Trittin hatte damit offenbar nicht den richtigen Ton getroffen. Stimmen aus dem Publikum warfen ihm Wahlkampfgerede vor, zwei bündnisgrüne Basisfrauen drohten gar, aus der Partei auszutreten: „Sie wissen wohl nicht, wo Sie sind. Sie sind hier im Osten!“ Trittins Haltung fand aber in seiner Partei Unterstützung. Im Gespräch mit der taz gab Wolfgang Ullmann ihm recht: „Die PDS wirkt bei SPD und Grünen wie ein Spaltpilz“ und drohe diese innerlich zu zerreißen. Auch in der Schlußerklärung war von einer Zusammenarbeit von PDS, Grünen und SPD keine Rede mehr, auch wenn einzelne Unterzeichner, wie der Thüringer Landesvorsitzende der Gewerkschaft Handel, Banken und Versicherungen, Bodo Ramelow, versicherte, man habe „nichts zurückzunehmen“. Grundlage für die weitere Arbeit, die im Februar in Bochum auf einem Bundestreffen fortgesetzt werden soll, bleibe die Ursprungsfassung der Erklärung. Dennoch: Im Appell vom Wochenende fehlte der Bezug zur PDS, statt dessen wurde allgemein eine gerechtere Verteilumg von Arbeit, eine ökologische und soziale Steuerreform verlangt.

Von einer Rückbesinnung auf die „emanzipatorischen Kräfte“ des Volkes, wie Friedrich Schorlemmer sie zu Beginn des Erfurter Kongresses beschworen hatte, war am Ende nicht mehr allzuviel zu spüren. Daß der Wahlkampf für 1998 bereits begonnen hat, weiß man, seit die SPD mit ganzseitigen Anzeigen für Oskar Lafontaine und Gerhard Schröder wirbt.
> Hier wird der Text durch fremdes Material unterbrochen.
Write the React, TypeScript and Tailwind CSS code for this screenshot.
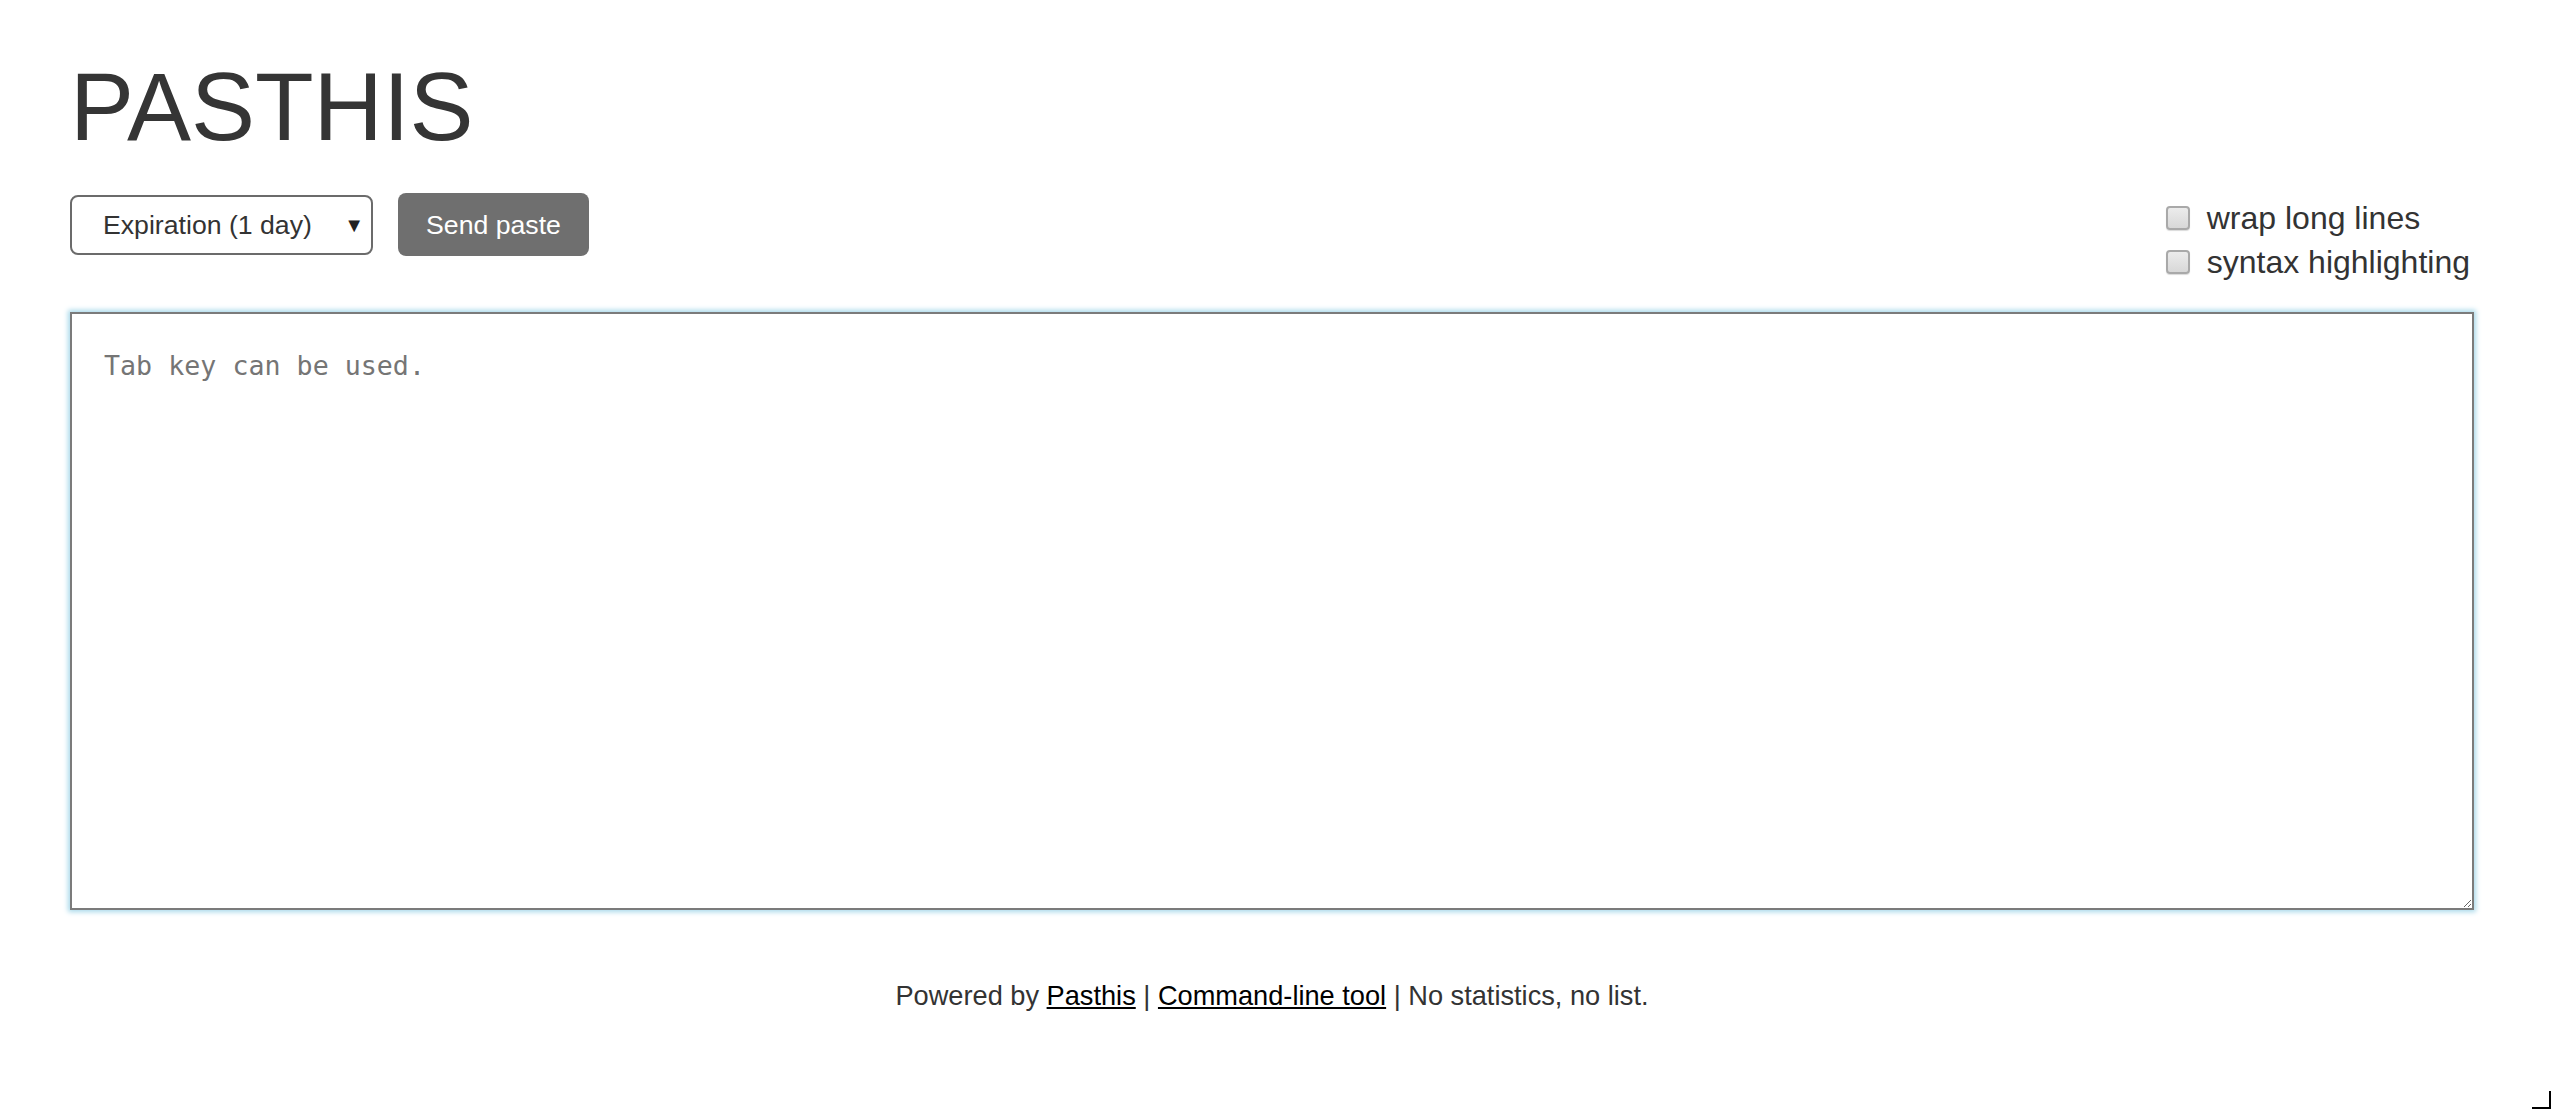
import React from "react";

export default function App() {
  return (
    <div className="min-h-[1110px] w-full bg-white text-[#333333]" style={{ fontFamily: '"Liberation Sans", Arial, sans-serif' }}>
      <div className="pl-[70px] pr-[78px] pt-[59px]">
        <h1 className="m-0 h-[96px] text-[96px] font-normal leading-[96px] text-[#353535]">PASTHIS</h1>

        <div className="mt-[38px] flex items-start justify-between">
          <div className="flex items-center gap-[25px]">
            <div className="flex h-[60px] w-[303px] items-center rounded-[8px] border-2 border-[#6b6b6b] bg-white">
              <select
                defaultValue="1d"
                className="h-full flex-1 appearance-none bg-transparent pl-[31px] text-[26.67px] text-[#333333] outline-none"
                style={{ fontFamily: '"Liberation Sans", Arial, sans-serif' }}
              >
                <option value="1d">Expiration (1 day)</option>
                <option value="1w">Expiration (1 week)</option>
                <option value="1m">Expiration (1 month)</option>
                <option value="never">Never</option>
              </select>
              <span className="pr-[7px] text-[20px] leading-none text-[#222222]">▼</span>
            </div>
            <button
              className="h-[63px] w-[191px] rounded-[8px] bg-[#6f6f6f] text-[26.67px] text-white"
              style={{ fontFamily: '"Liberation Sans", Arial, sans-serif' }}
            >
              Send paste
            </button>
          </div>

          <div className="mr-[4px] mt-[3px] flex flex-col">
            {["wrap long lines", "syntax highlighting"].map((t) => (
              <label key={t} className="flex h-[44px] items-center gap-[17px] text-[32px] leading-none text-[#333333]">
                <span className="block h-[24px] w-[24px] rounded-[4px] border-2 border-[#a9a9a9] bg-gradient-to-b from-[#ececec] to-[#d8d8d8] shadow-[0_1px_1px_rgba(0,0,0,0.15)]" />
                <span>{t}</span>
              </label>
            ))}
          </div>
        </div>

        <textarea
          placeholder="Tab key can be used."
          className="mt-[28px] block h-[598px] w-full border-2 border-[#7b7b7b] bg-white p-[32px] text-[26.67px] text-[#333333] shadow-[0_0_5px_2px_#a9d9ea] outline-none placeholder:text-[#757575]"
          style={{ fontFamily: '"DejaVu Sans Mono", monospace' }}
        />

        <div className="mt-[66px] text-center text-[27.2px] text-[#333333]">
          Powered by <a className="text-black underline" href="#">Pasthis</a> |{" "}
          <a className="text-black underline" href="#">Command-line tool</a> | No statistics, no list.
        </div>
      </div>

      <div className="fixed bottom-[1px] right-[1px] h-[18px] w-[19px] border-b-2 border-r-2 border-black" />
    </div>
  );
}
Andrea Nahles, Juso-Vorsitzende, muß das gemerkt haben, denn flink reihte sie sich ein in die populäre Parteienkritik und seufzte: „Manchmal macht ihr es uns aber auch verdammt schwer, in euerm Laden mitzumachen.“

Damit hätte sie bei der Jugend bestimmt einen Blumentopf gewonnen – aber die war gar nicht anwesend: Das Publikum in der Erfurter Kirche war eine Bürgerbewegung der Ergrauten, der Großteil war weit über 40. „Die APO Erfurt sollte sich lieber OPA nennen“, lästerte denn auch eine junge Grüne.